NUDE BEACH MURDER: In Eric Hvolboll’s recent piece in The Santa Barbara Independent, headlined “The Guns of Gaviota,” about the coast’s long criminal history, he wrote that “a Caltrans engineer was murdered there” in 1989.

I recall it well, but it wasn’t a random killing by local thugs chancing upon a nude beach and looking for dope. It was the work of two hired punks from (where else?) Bakersfield.

Barney Brantingham

Throw in a hot-pants wife with dollar signs in her eyes and her brainless blond daughter, Stephanie, whose looks made Bakersfield’s love-sick slackers eager to please her.

At first, Phillip Bogdanoff’s murder looked like two guys approached the couple at a remote cove and asked for marijuana. When the Bogdanoffs had none, they shot Phillip in some kind of doper rage. Not that Phillip, 49, and Diana, 41, were strangers to weed.

They lived in a nearby trailer park and loved to go nude at Coral Beach, have sex, and take photos of one another. But Diana had a bee in her bonnet. As she relaxed in bed after having adulterous sex with the trailer park’s manager, (who earlier had had an affair with her other daughter), Diana daydreamed about knocking off Phillip.

She began barraging Stephanie, living back in B-Town, with appeals to find one of her lowlife friends to come over and do the job. “Something has to be done,” Diana begged. He was beating her, Diana moaned. How about a divorce? 18-year-old Stephanie suggested. Then, Diana protested, she’d be left with nothing. Years earlier, her first husband, Steve Allen, Stephanie’s father, had objected to a divorce. According to Matthew Heller’s 1993 book A Death in Santa Barbara, Diana told him, “You’re lucky you’re still alive. I tried to hire two men to kill you.” Allen, well aware of her many affairs, promptly struck her from his $250,000 life insurance policy.

Two weeks after Phillip put Diana’s name on the Visalia house he owned, along with his fat Caltrans pension, she was back on the phone imploring Stephanie, who was then running wild in Bakersfield, drinking, doping, sleeping around, and going out with her friends to shoot at cows.

Well, what’s a daughter to do? “I know this isn’t right, but if it’s the only way, then I guess we’ll have to do it,” Stephanie said, according to Wensley Clarkson’s book Women Behind Bars. So Stephanie and one of her loser pals stole a car and came over to whack Phillip. It fizzled. Diana was right on the phone. “Get your ass back up here. I’ll give you the gun to shoot him,” according to Heller. She was offering money and Phillip’s El Camino.

By the summer of 1989, a 21-year-old meth dealer named Brian Keith Stafford had moved in with Stephanie, and he agreed to take Phillip out. On September 21, he and drug dealer Rickey Lee Rodgers, a high school dropout with a fourth-grade academic level, drove over to Santa Barbara with guns, smoking dope on the way.

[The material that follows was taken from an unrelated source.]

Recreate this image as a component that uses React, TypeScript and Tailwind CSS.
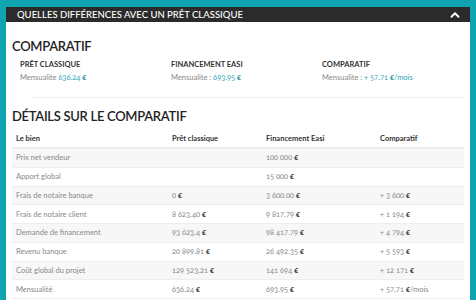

Diana lured Phillip to their beach spot that afternoon. Stafford and Rodgers found the nude couple on a blanket. Stafford pulled out a .22 pistol and shot Phillip in the face. Blood spurted out, some on Diana’s breasts. “Oh my God,” Phillip screamed.

Then Stafford walked over, put the barrel to his temple, and pulled the trigger. There were no witnesses. The pair ran to the car and drove back to Bakersfield. Back home, Stephanie rejoiced, according to Women Behind Bars: “We did it. We did it. We blew the sucker away.”

Two Santa Barbara County sheriff’s detectives, Russ Birchim and Fred Ray, were immediately suspicious. And, a few days later, an anonymous caller told Bakersfield police that a friend had been offered $10,000 by Diana to kill Phillip.

Birchim and Ray spent time in Bakersfield, quizzing everyone in sight, and spotted Stafford driving Stephanie’s car. Soon Diana, Stephanie, Stafford, and Rodgers were behind bars. All except Diana pleaded out, avoiding the death penalty. Stephanie testified against mommy dearest. When I interviewed Stephanie in the California Youth Authority, she looked and sounded like a high school cheerleader, a girl to take home to mother.

She’s out by now. Stafford is doing life with possibility of parole after 25 years. Rodgers was sentenced to 10 years in prison. But Diana, contrary to all evidence, insisted that she had no prior knowledge of the plot. Big mistake. Her Santa Barbara trial ended in a hung jury, but at a second trial in San Diego, with the death penalty off the table, she was found guilty of first-degree murder. She was sentenced to life in prison with no parole option.

But if she’d just shot Phillip at home, claiming to be a battered wife defending herself in a violent argument, she might just have beat the rap. There was some evidence that Phillip had slapped her around. In A Death in Santa Barbara, author Heller says a Santa Barbara deputy DA told him that he might not have prosecuted her if she’d claimed self-defense. But there she sits.